`My first memory is comprised mainly of darkness, and cold, and a tight constriction in my chest as I flailed for the air which seemed so utterly far away. They tell me it was four months ago I struggled to breathe in that frigid river, and my savior had come in the form of a chubby teen as pale as a cave fish. How I had gotten into the river – and pretty much everything else, for that matter- is a complete mystery to me. The few things I have remembered from the time before the hospital are these: the name Anaxandra, drowning in the river, and books. I know not whether Anaxandra is me, or my mother, or a friend, or a name I merely took out of a book and stored in the back of my brain, but that is what I am called now, for I have no other name to call my own. The river I have described to you. As far as books go, well, I remember reading them. Hundreds of them. I remember plots, main characters, places, how I cried at the death of Dumbledore, how afraid I was for the hobbits as they crossed into Mordor… and yet, I do not recall where I went to school, my mother’s name, how old I am, or where I lived. And, of course, all of these memories surfaced weeks after my admittance into the hospital.

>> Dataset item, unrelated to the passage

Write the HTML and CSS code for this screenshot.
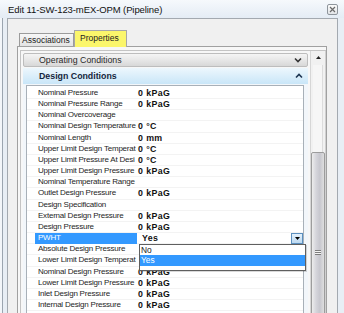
FILE: index.html
```html
<!DOCTYPE html>
<html lang="en">
<head>
    <meta charset="UTF-8">
    <title>Edit 11-SW-123-mEX-OPM (Pipeline)</title>
    <link rel="stylesheet" href="styles.css">
</head>
<body>
<div class="window">
    <div class="titlebar">
        <span class="title">Edit 11-SW-123-mEX-OPM (Pipeline)</span>
        <span class="close">
            <svg width="9" height="9" viewBox="0 0 9 9"><path d="M2 2 L7 7 M7 2 L2 7" stroke="#6b6b6b" stroke-width="1.2"/></svg>
        </span>
    </div>
    <div class="client">
        <div class="tabstrip">
            <div class="tab">Associations</div>
            <div class="tab active">Properties</div>
        </div>
        <div class="tabpage">
            <div class="scrollarea">
                <div class="groups">
                    <div class="grouphead closed">
                        <span>Operating Conditions</span>
                        <svg width="8" height="6" viewBox="0 0 8 6"><path d="M1 1.5 L4 4.5 L7 1.5" fill="none" stroke="#333" stroke-width="1.6"/></svg>
                    </div>
                    <div class="grouphead open">
                        <span>Design Conditions</span>
                        <svg width="8" height="6" viewBox="0 0 8 6"><path d="M1 4.5 L4 1.5 L7 4.5" fill="none" stroke="#1d3552" stroke-width="1.6"/></svg>
                    </div>
                    <div class="groupbody">
                        <div class="proplist">
                            <div class="row"><span class="lbl">Nominal Pressure</span><span class="val">0 kPaG</span></div>
                            <div class="row"><span class="lbl">Nominal Pressure Range</span><span class="val">0 kPaG</span></div>
                            <div class="row"><span class="lbl">Nominal Overcoverage</span><span class="val"></span></div>
                            <div class="row"><span class="lbl">Nominal Design Temperature</span><span class="val">0 °C</span></div>
                            <div class="row"><span class="lbl">Nominal Length</span><span class="val">0 mm</span></div>
                            <div class="row"><span class="lbl">Upper Limit Design Temperat</span><span class="val">0 °C</span></div>
                            <div class="row"><span class="lbl">Upper Limit Pressure At Desi</span><span class="val">0 °C</span></div>
                            <div class="row"><span class="lbl">Upper Limit Design Pressure</span><span class="val">0 kPaG</span></div>
                            <div class="row"><span class="lbl">Nominal Temperature Range</span><span class="val"></span></div>
                            <div class="row"><span class="lbl">Outlet Design Pressure</span><span class="val">0 kPaG</span></div>
                            <div class="row"><span class="lbl">Design Specification</span><span class="val"></span></div>
                            <div class="row"><span class="lbl">External Design Pressure</span><span class="val">0 kPaG</span></div>
                            <div class="row"><span class="lbl">Design Pressure</span><span class="val">0 kPaG</span></div>
                            <div class="row selected">
                                <span class="lbl">PWHT</span>
                                <span class="val combo">Yes<span class="dropbtn"><svg width="5" height="3" viewBox="0 0 5 3"><path d="M0 0 H5 L2.5 3 Z" fill="#000"/></svg></span></span>
                                <div class="droplist">
                                    <div class="item">No</div>
                                    <div class="item hot">Yes</div>
                                </div>
                            </div>
                            <!-- values of the next two rows are hidden under the open list -->
                            <div class="row"><span class="lbl">Absolute Design Pressure</span><span class="val"></span></div>
                            <div class="row"><span class="lbl">Lower Limit Design Temperat</span><span class="val"></span></div>
                            <div class="row"><span class="lbl">Nominal Design Pressure</span><span class="val">0 kPaG</span></div>
                            <div class="row"><span class="lbl">Lower Limit Design Pressure</span><span class="val">0 kPaG</span></div>
                            <div class="row"><span class="lbl">Inlet Design Pressure</span><span class="val">0 kPaG</span></div>
                            <div class="row"><span class="lbl">Internal Design Pressure</span><span class="val">0 kPaG</span></div>
                        </div>
                    </div>
                </div>
                <div class="vscroll">
                    <div class="uparrow"><svg width="5" height="3" viewBox="0 0 5 3"><path d="M0 3 H5 L2.5 0 Z" fill="#222"/></svg></div>
                    <div class="track"></div>
                    <div class="thumb"><span class="grip"></span></div>
                </div>
            </div>
        </div>
    </div>
</div>
</body>
</html>
```

FILE: styles.css
```css
body{margin:0; font-family:"Liberation Sans", Arial, sans-serif;}
.window{width:344px; height:313px; overflow:hidden; display:flex; flex-direction:column; background:#e8eef5; box-shadow:inset 2px 0 0 #f3f6fa, inset 3px 0 0 #9ba5b0;}

.titlebar{height:18px; flex:none; display:flex; align-items:center; justify-content:space-between; padding:0 6px 0 8px; background:linear-gradient(#f6f9fc, #e4ecf5);}
.title{font-size:9.5px; color:#111; letter-spacing:-0.1px; padding-top:1px;}
.close{width:9px; height:9px; border:1px solid #8e959c; border-radius:2px; background:linear-gradient(#fbfbfb, #e2e5e8); display:flex;}

.client{flex:1; margin:0 6px 0 7px; border:1px solid #a3a9b0; border-bottom:none; background:#f0f0f0; display:flex; flex-direction:column; min-height:0;}

.tabstrip{display:flex; align-items:flex-end; padding:10px 0 0 11px; height:17px; flex:none;}
.tab{height:12px; width:51px; border:1px solid #9b9b9b; border-bottom:none; background:linear-gradient(#f7f7f7, #e3e3e3); font-size:8.5px; color:#222; padding-left:2px; line-height:13px;}
.tab.active{height:16px; width:46px; background:#fbf66b; border-color:#a7a7a7; padding-left:5px; line-height:15px; margin-bottom:-1px; position:relative;}

.tabpage{flex:1; margin:0 10px 0 9px; border:1px solid #a0a0a0; border-bottom:none; background:#f7f7f7; padding:3px 0 0 2px; min-height:0;}
.scrollarea{display:flex; height:100%; border-top:1px solid #c4c4c4; border-left:1px solid #c4c4c4;}
.groups{flex:1; padding:2px 2px 0 2px;}

.grouphead{display:flex; align-items:center; justify-content:space-between; padding:0 5px 0 15px; font-size:8.8px;}
.grouphead.closed{height:12px; border:1px solid #bdbdbd; border-radius:2px; background:linear-gradient(#f5f5f5, #d8d8d8); color:#2a2a2a;}
.grouphead.open{height:16px; margin-top:1px; padding-left:16px; background:linear-gradient(#edf7fd, #c9e6f8); color:#15263d; font-weight:bold; font-size:8.8px;}

.groupbody{padding:1px 4px 0 3px; background:#f2f6fa;}
.proplist{border:1px solid #a8b0b8; border-bottom:none; background:#fff; padding-top:2px; height:240px;}

.row{height:11.16px; display:grid; grid-template-columns:8px 102px 1fr; position:relative; box-sizing:border-box; border-bottom:1px solid #f3f3f3;}
.lbl{grid-column:2; font-size:8px; letter-spacing:-0.22px; color:#1e1e1e; padding-left:3px; line-height:10.5px; white-space:nowrap; overflow:hidden;}
.val{font-size:8.8px; font-weight:bold; letter-spacing:0.4px; color:#111; padding-left:1px; line-height:10.5px; white-space:nowrap;}
.selected .lbl{background:#3399ff; color:#fff;}
.combo{display:flex; justify-content:space-between; padding-left:5px;}
.dropbtn{width:10px; height:9px; border:1px solid #5b8fbf; background:linear-gradient(#e4f1fc, #bcd9f1); display:flex; align-items:center; justify-content:center;}

.droplist{position:absolute; left:112px; top:11px; width:165px; border:1px solid #5f5f5f; background:#fff; padding-bottom:4px; z-index:2; box-shadow:1px 1px 0 rgba(0,0,0,0.15);}
.item{font-size:8.4px; color:#222; padding-left:1px; height:10px; line-height:10px;}
.item.hot{height:11.4px; line-height:11.4px; background:#3399ff; color:#fff;}

.vscroll{width:14px; flex:none; position:relative; background:#f1f1f1; border-left:1px solid #d6d6d6; border-right:1px solid #d0d0d0;}
.uparrow{height:12px; display:flex; justify-content:center; align-items:center;}
.track{position:absolute; left:2px; right:2px; top:14px; height:87px; border-right:1px solid #dcdcdc; background:#f6f6f6;}
.thumb{position:absolute; left:0; right:0; top:101px; height:200px; border:1px solid #9c9c9c; border-radius:2px; box-sizing:border-box; background:linear-gradient(to right, #ececec, #d4d4da 35%, #c7c7ce 65%, #dedede);}
.grip{position:absolute; left:3px; top:97px; width:6px; height:5px; background:repeating-linear-gradient(#7d7d7d 0 1px, #f4f4f4 1px 2px);}
```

Therapy takes up much of my time, although my time is not particularly important as it is. I am shown novels of all kinds (many of which I recognized immediately), and faces of all colors and shapes (none of which I have recognized yet). I am made to fish, dance, do gymnastics, sing, and eat various dishes in the hope that any one of these activities will trigger a suppressed memory. None has yet helped. The doctors are beginning to give up hope, especially as with no relatives or money, I cannot –pay for treatment. I know that as soon as I am recovered enough, I’ll be sent off to be adopted. Still no relation can be discovered. I know not whether I had no living parents or whether they merely do not care about me enough to find me. I prefer to believe the first.
People are frightened of my lack of self, and so avoid me once they know what I am. So often I will be on one of my many minor excursions into the outside world in search of memory when someone will ask me about myself, oddling of a person as I am. With dark red hair highlighted with purple cascading in a waterfall down my back tied under a kerchief, blue-grey eyes, square rimmed glasses, usually witty shirt, plastic Time Turner, bag covered in buttons, laptop covered in stickers, and, of course, the ever present wheelchair, also highly decorated, (I would need one for the rest of my life-the fall into the river had not done wonders for my health) made people give me a double take, for I am not the sort of figure common in a small town like the one the hospital is located in. In fact, I am often surprised that there are any people left to question me, especially as few ever come back after their first encounter. I try to be polite, but it rarely ends particularly well. For example:
Stranger: “Hello, I’m George, what’s your name?”
Me: “Uh…. Anaxandra.”
Stranger: “Nice to meet you, Alexandra.”
Me: “Sorry, it’s not AL-exandra, it’s AN-axandra. Most people get it wrong the first time.”
Stranger: “Oh, that’s an interesting name, what nationality is it from?”
Me: “It’s Greek, actually.”
Stranger: “Is your family Greek?”
Me: “I don’t know.”
Stranger, laughing: “What do you mean, you don’t know?”
Me, sighing because all my conversations end like this: “Well, I was in a horrible accident in which I almost drowned, but I survived, however, I can’t remember a thing before it. I have no idea who I am, where my family is from, what my name really is, or anything else about my old life. All I can recall are the events of the last four months.”
Stranger, no longer laughing: “Oh. I… see. Well, goodbye then!”
And then they run away, and I continue rolling around town, feeling more lonely and lost than ever. I am told to consider myself lucky to be alive, but I must wonder- is someone truly alive if they have no identity and no sense of self? It frightens people because they see themselves in me- they see their own lack of self, I think, and see what they could be if they forget their history. I suppose I’m a sort of warning to them, but I’d prefer to be one of them than to be a warning.
Soon, I suppose, I will have an identity- another orphan up for adoption, like a puppy no one wants. Someday, I shall have a new life, and my old one may be forgotten, but for now, I’m stuck in limbo. This is both exhilarating and terrifying. I can create for myself a personality, recreate myself in a whole new place, with entirely different people. I can be who I want to be.